The history of Sarajevo is brutal. Having weathered three wars the scars are easy to see with bullet holes pockmarking so much of the city. Sarajevo played host to the longest siege of modernity, with Serbian troops encircling the city for four years and laying waste to much of it and its citizens. The tunnel built by the locals, some 800 metres of five-foot-high dankness is all that allowed them to continue to resist, as it was what they used to ferry supplies in and people out.

Bracing for sunset
Only ending in 1996 and with almost 12,000 killed, the wounds are still fresh and hearing Haris speak about that through which he’d lived as a child was harrowing. But his love for the city and entreaties for us to recommend it to our friends were heartening.

Our first stop was the remnants of the tunnel, and after we’d seen this we drove up the mountain to see the bob-sled run from when Sarajevo hosted the Winter Olympics, its heavy concrete punctured every dozen metres by Serbian forces during the war and used as improvised gun points. The forest around is still unsafe to walk in, riddled with unexploded bombs and land mines.
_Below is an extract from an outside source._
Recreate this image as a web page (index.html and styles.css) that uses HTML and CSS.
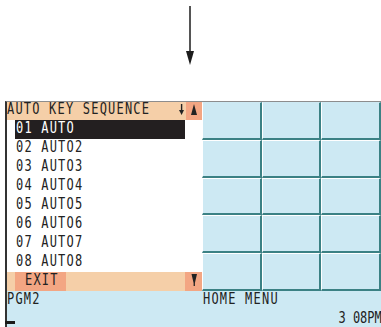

The only appropriate reaction to a day of such learnings was to get horrifically drunk. And this we did at the hostel, supping from what was dubbed by German sisters Gizi and Alfie as “the fountain of beer”, before heading out with Haris to an old cinema turned into a bar that is only open on Mondays. It was here that we drank to excess and Aaron and I developed nicknames for the company, rolling with Hazza, The Warrior, Freedom, The Doctor, Clunt, Martin, Jizzo, The Fonz, P-Dog and Hollywood.

Sunset from the fort
As we transitioned from here to Sloga we made the most of the snow and our boozy energy as Aaron and I built up a cache of snowballs as we waited outside the bar for everyone to emerge. This assault transitioned into a running battle that took many balls to resolve.
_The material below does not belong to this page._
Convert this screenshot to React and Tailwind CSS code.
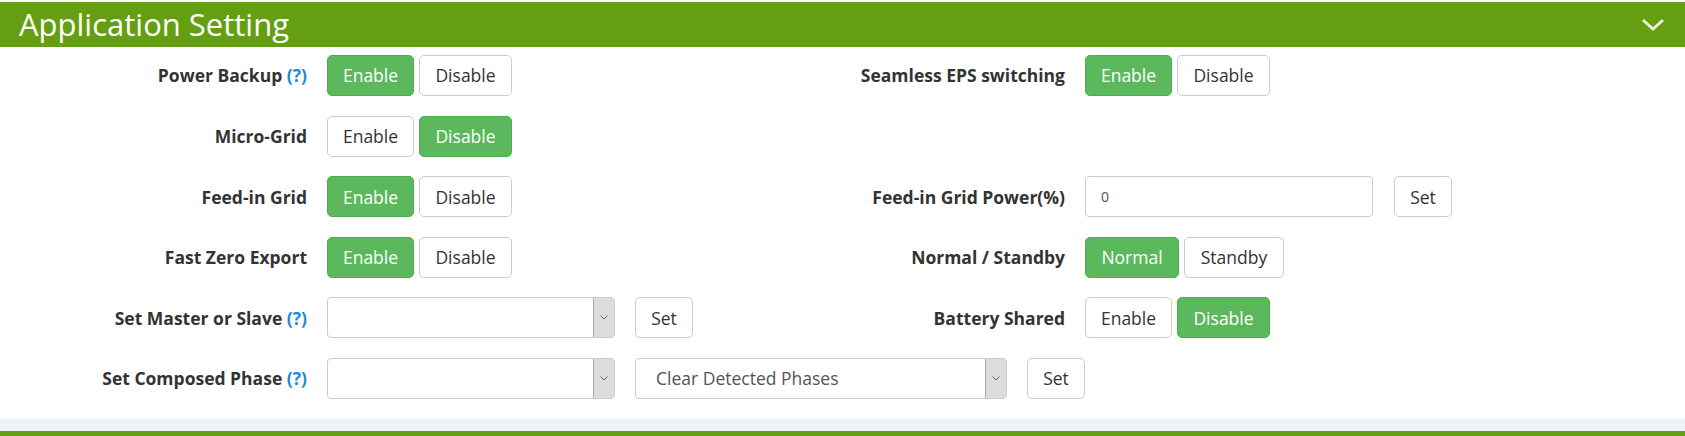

Finally it was time for Haris’ favourite salsa dancing, something at which everyone was completely inept. Stumbling home after being kicked out of Sloga, somehow I knew I wouldn’t be on the bus the next morning.
 

Bullet holes

Thankfully this enabled me to enjoy more of one of my favourite things in Sarajevo, Bosnian coffee. With a strong Turkish presence in the city the coffee is quite similar in style, except that in Turkish coffee the sugar is added into the boiling water, while in Bosnian coffee it is added post-brewing. At the coffee shop at the bottom of the hill from the hostel we would partake in some caffeine every day under the incredibly friendly eye of Hussein. Long haired and lavishly dressed, he presided over his tiny empire of tea and coffee, keen to explain the subtle artistry. One must stir gently, spoon some crema into the cup, then pour. Dip your sugar cube into the coffee and suck it, then drink some coffee intensely dark and earthy.
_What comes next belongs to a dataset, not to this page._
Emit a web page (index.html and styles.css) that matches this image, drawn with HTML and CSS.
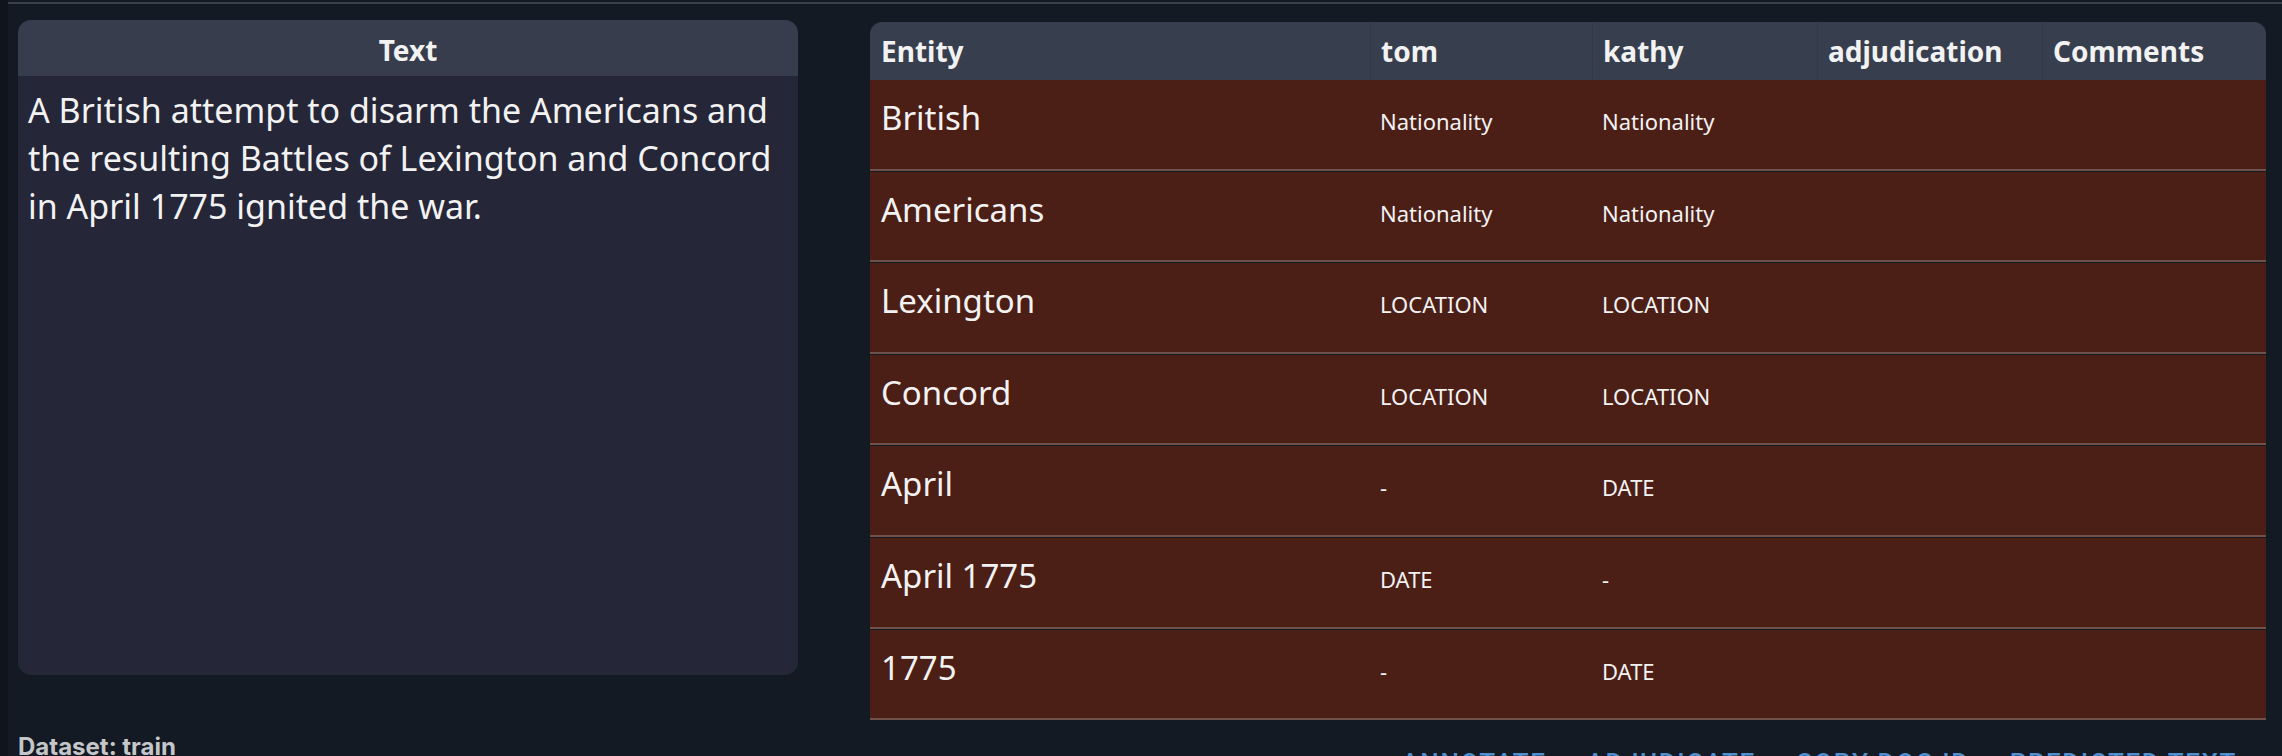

Moreover, one doesn’t just have a coffee. According to Haris you must sit for at least 30 minutes to an hour over your coffee and talk of life, family and politics.

The other Bosnian speciality is cevapi, grilled fingers of meat.  Served with some bread like a pita, raw onion, cream cheese and a grilled pepper and aubergine sauce (ajvar) they are quite moreish.


Old man chess

But perhaps the coolest feature of Sarajevo was the old fort up the hill another ten minutes from the hostel. From here you can see the city unfold before you almost in its entirety. Coming up here with the hostel crowd and a bottle of wine on my second day in Sarajevo to watch the sunset from the exposed ledge was one of those moments that cannot help but engender silence. Soaking in the last of the day as the sun washed ocean green into darkness and the call to prayer heralded the gathering night

I finally did end up getting out of Sarajevo, but headed just two-hours south to Mostar with Aaron. We wandered around the old city and had a pizza made for us by two of the more sullen Balkans across whom we’ve stumbled, before in a moment of tragic bromance parted ways at 5.30am in the morning as I headed at last to Kotor and he back to Sarajevo with plans to reunite in a couple of weeks.